On the operational level, Latin America highlights some of the key concepts of our common identity. First, because of our “low state,” “low class” foundation, foreign policy in this area of the world has been fairly unconstrained. Only a select few interest groups, ad hoc groups and pressure groups are concerned with specifics in the region. Riker’s minimalist coalition building model applies here, causing a partial breakdown in the Madisonian Model. Mr. Kissinger famously summed up the general feeling toward Latin America (in terms of operational national interests) when he said in 1969, “What ever happens in the South is of no importance.” U.S. interests have predominantly been East-West in orientation, and even the “important” Latin American interests are connected to the outlook. Historically then, our operational interests have centered on three issues: security, economics, and politics. Due to our common identity, these issues are translated to mean stability. Instability has been seen as a threat to security, the free market capitalism, and as an exploitable opportunity to our political and ideological enemies. This fear of insecurity, combined with “low stateness” (which tends to simplify complex issues, narrows the questions and options, and permits urgent issues to override long term important issues) has led to the most open society in the world to support authoritarian dictators and military coups. In general, American operational national interests have dictated a reactive and regressive foreign policy in Latin America. Only in a few instances has the contradiction between aspirational and operational interests caused serious political friction. Even those policies which offer rays of hope for long-term justice have tended to impose the American common identity on Latin America as a means to other ends, not as an end in itself. Was the reason for U.S. support of the 1954 Guatemalan coup to build a foundation for democracy by tearing down an imposed communist government, or were American private economic interests groups (United Fruit Company) being threatened? The same question could be asked about the 1973 overthrow of Allende in Chile. Would the Alliance for Progress gone forward if Cuba hadn’t been “lost?” There is enough possible truth in both sides of the argument to not be completely sure.
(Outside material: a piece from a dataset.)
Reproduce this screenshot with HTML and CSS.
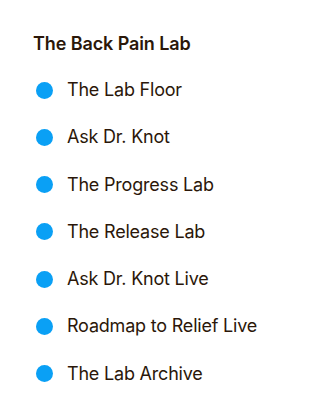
FILE: index.html
```html
<!DOCTYPE html>
<html lang="en">

<head>
    <meta charset="utf-8">
    <meta name="viewport" content="width=device-width, initial-scale=1.0">
    <title>The Back Pain Lab</title>
    <link rel="stylesheet" href="styles.css">
</head>

<body>
    <nav class="lab-nav">
        <h2 class="lab-titel">The Back Pain Lab</h2>
        <ul class="lab-liste">
            <li><span class="prik"></span>The Lab Floor</li>
            <li><span class="prik"></span>Ask Dr. Knot</li>
            <li><span class="prik"></span>The Progress Lab</li>
            <li><span class="prik"></span>The Release Lab</li>
            <li><span class="prik"></span>Ask Dr. Knot Live</li>
            <li><span class="prik"></span>Roadmap to Relief Live</li>
            <li><span class="prik"></span>The Lab Archive</li>
        </ul>
    </nav>
</body>

</html>
```

FILE: styles.css
```css
body {
    margin: 0;
    background-color: white;
    font-family: Inter, "Noto Sans", sans-serif;
    color: #2b1709;
}

.lab-nav {
    padding: 32px 0 0 33px;
}

.lab-titel {
    margin: 0;
    font-size: 18px;
    font-weight: 600;
    line-height: 24px;
    letter-spacing: -0.1px;
}

.lab-liste {
    list-style: none;
    margin: 22px 0 0 0;
    padding: 0 0 0 3px;
    display: flex;
    flex-direction: column;
    gap: 23.3px;
}

.lab-liste li {
    display: flex;
    align-items: center;
    gap: 14px;
    font-size: 18px;
    line-height: 24px;
    letter-spacing: -0.2px;
}

.prik {
    width: 17px;
    height: 17px;
    border-radius: 50%;
    background-color: #0aa0f5;
    flex-shrink: 0;
}
```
Relatively recently (the past 30 years), new reforms in American national interest application in Latin America has taken place. Whether inadvertent (rhetoric leading to perception leading to policy), or by plan, the United States has begun to put democratization for democratization’s sake ahead of economic and less than vital security interests in Latin America. The same cannot be said for other part of the globe (e.g. Iraq). Most recently, a new group of policy makers has cautiously begun to accept instability for justice; Aquinas and Locke triumph over Hobbes. Our initial concern with democratization was of the “top down” version. Procedural democracy was imposed through elections in the hope that it would “dribble down.” With the recent wave of “bottom-up” democratization movements

in the last decades of the 20th century in Argentina, Brazil, Uruguay, Peru, Haiti, and the Philippines, the United States has sacrificed some political and economic interests in support of substantive democracy. These fledgling democracies are not required, as in the past to be a replica of the U.S. system of government, or mirror our political spectrum of party interests. In the past, U.S. policy makers viewed the Radical Party in Argentina (Christian Democrats) as too far left to be trusted. Not only are they now supported, the U.S. was a supporter to put pressure on the IMF and the World Bank to refinance Argentina’s foreign debt at a loss to U.S. financiers. The Madisonian Model is also at work on the issue of the Central American imbroglio. The most recent synthesis has opened political space that has brought the Central American nations closer to peaceful progress that they ever have been in three decades. Restraint and reform have begun to replace reaction and regression.

Tuesday, July 21, 2009

Expressive Symbols: Manifestation of Values and Norms

The third level in the construction of common identity is encompassed by expressive symbols. It is this level that influences the largest number of people. Most people do not consider their actions and reactions to events on the second level, let alone the first level of the common interest. This is especially true in the “low state,” “low class” society in America. In fact, in America estimates of the “informed public” (those who would most likely consider analysis on the second or first levels... and who are quite possibly this country’s natural aristocracy) range around 15 percent. That leaves 85 percent of the population that is almost exclusively drawn into the common identity by expressive symbols. This situation highlights the pivotal importance of such symbols as the Constitution of the United States of America. It represents the metaphysical ideas of Plato’s Locke’s and Hobbes’ tripartite government; the balance between Hobbes and Locke; the separation of church and state as Augustine called for; the potential and dangers of democracy as seen by Thucydides; interest group formulation as called for by Harrington; the inalienable rights of Locke and Rousseau; the “We the People” concept of Rousseau; the “More Perfect Union” of Aristotle; the “Justice” required by Aquinas and Locke; the “Domestic Tranquility” and order called for by Hobbes, Aristotle, and Burke; the “Common Defense” of Plato, Augustine, and Hobbes; the “General Welfare” of Aristotle, Locke, and Rousseau; and the “Blessings of Liberty” of Aquinas, Locke and Rousseau.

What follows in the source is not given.